Magic in Krakkarakakkaraz and the outlying colonies:
Dwarves are slightly magic resistant, and are thus a little disdainful of magic-use in open combat, but they won’t hesitate to use it outside. The great tunnels could never have been dug without the aid of magic, and they have a healthy respect for power of any kind. Most dwarven wizards go and study with the elves of Liras Tiniel, while clerics go to Mattock to give aid on the battle lines. Dwarven druids are common amongst the hills and dales of Tir’Laoch or the mountains of Ament, and dwarven bards bring their sagas all over the world. Alternate magic users are fairly uncommon, but it isn’t hard for them to find a role in society.
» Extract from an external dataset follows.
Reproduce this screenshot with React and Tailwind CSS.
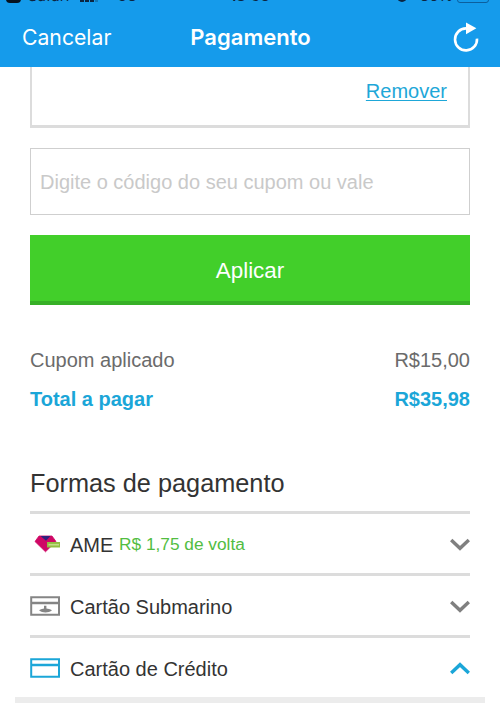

As every elder mage has said at one time or another, “You use the tools you’ve got and magick is just another tool.”
Clans and Elders:
Dwarven clans are dynasties that are often founded by dwarves who distinguish themselves through great deeds, or from larger clans of the latter sort fragmenting. The largest clans are about five thousand dwarves strong, while the smallest are sometimes only thirty or forty dwarves. Often, clans will have a signature trade or sign, with the next generation taking up the mantle of the last. Clans are ruled by a Thane, who is selected by the the elders of the clan after they consult with the gods, the earth, and the other members. The Thane takes council from the elders, and it is generally expected that they or their second remain in the capital to attend the Althane when it convenes. The Althane is a parliament of all the Thanes, where they discuss policy and grievances with the twenty Jarls, who are the Thanes of the Great Clans. Later, they will have a Jarlmeet with the King, who is elected from among the Jarls, and discuss the events of the Althane, making policy and laws that bind all dwarves.